About Me

I hold a Hypnotherapy Practitioner Diploma (HPD) and a Neuro Linguistic Programming (NLP) Practitioner certificate from The Quest Institute at Regent’s University, London.  The Quest Institute is the only UK hypnotherapy training school and associated professional organisation (QCHPA) whose therapeutic methodology is supported by published, peer-reviewed academic research.

As a professional cognitive hypnotherapist, I maintain memberships with the National Council for Hypnotherapy (NCH) and the Quest Cognitive Hypnotherapy Practitioner Association (QCHPA).  Both organisations require members to comply with their codes of ethics, conduct and performance.  Additionally, both organisations require members to complete 10 hours of continual professional development (CPD) annually to ensure their member’s skills are kept current.

About QCHPA

My Commitment

I am committed to helping you obtain your desired changes, but more importantly, I am committed to ensuring your personal well-being.  Should I be unable to meet either of these commitments, I will seek to provide you with some alternatives, for failure to do so would not only be considered reckless, but deeply unethical.

My Personal Journey

My personal journey towards becoming a hypnotherapist started back in high school in the late 80s.  I’m not sure if it was my psychology teacher’s laid back teaching style and/or the fact that the subject just seemed to make sense to a kid who always struggled, but whatever it was, sitting at my desk, in a room at the end of a corridor with 30 other mostly bored teenagers, was the start of my long trajectory towards becoming a cognitive hypnotherapist.

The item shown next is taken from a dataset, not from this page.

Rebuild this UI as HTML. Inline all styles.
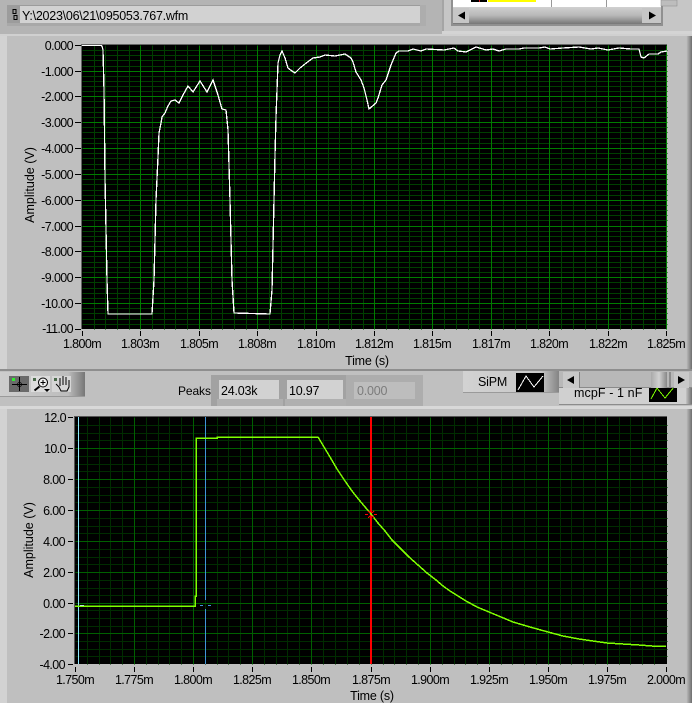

After graduation, I went on to complete my undergraduate and graduate degrees in geological engineering.  The first was at the University of Missouri – Rolla and the second from South Dakota School of Mines & Technology (SDSM&T).  Both of these degrees had absolutely nothing at all to do with psychology, and though I continued to take the odd psychology class here and there, read on the subjects of consciousness and mind-body connection in my spare time and dreamed about opening my own therapeutic practice, a geological engineer I was and a geological engineer I was going to be!

Well, life moved on as it has a way of doing and my dream of becoming a therapist seemed to be moving further away.  I met a lovely English girl who spent her time mapping ore reserves in remote parts of the planet, got married and in early 2000, moved to England.  Initially, I continued in geological engineering, but as our family and personal commitments grew, I decided to move into project management as a way of staying closer to home.  Though I missed the field work and technical elements of my previous career, I found project management to actually be a better fit.

Project management always involves an element of change management.  Change management is, in my view, all about assisting employees transition to a new way of working and making that change as painless as possible.  On a personal level, it involves building relationships, gaining trust, dedicating time to listen so people are able to express their concerns and fears, and at times, being available to offer sensitive and confidential support.  In a nut shell, all the things which naturally resonate with me as a cognitive hypnotherapist.

Over the years, it became more and more evident that I had two choices.  I could either continue along a path dictated by beliefs I had held as a teenager or step into the unknown and into a career that aligned with my true nature and innate abilities.

It took quite a few conversations and several more years of hemming and hawing because sometimes, as you know, change can be difficult… even when you know it’s the right thing to do.  Eventually, the stars aligned, as they say, and I took my first decisive step.

Having now completed my training at the Quest Institute at Regent’s University London, I am a fully qualified cognitive hypnotherapist and NLP practictioner working in partnership with my clients, as they too, move along their change journey.

It’s been a long time coming, but in the end I wouldn’t have wanted my journey to be any other way.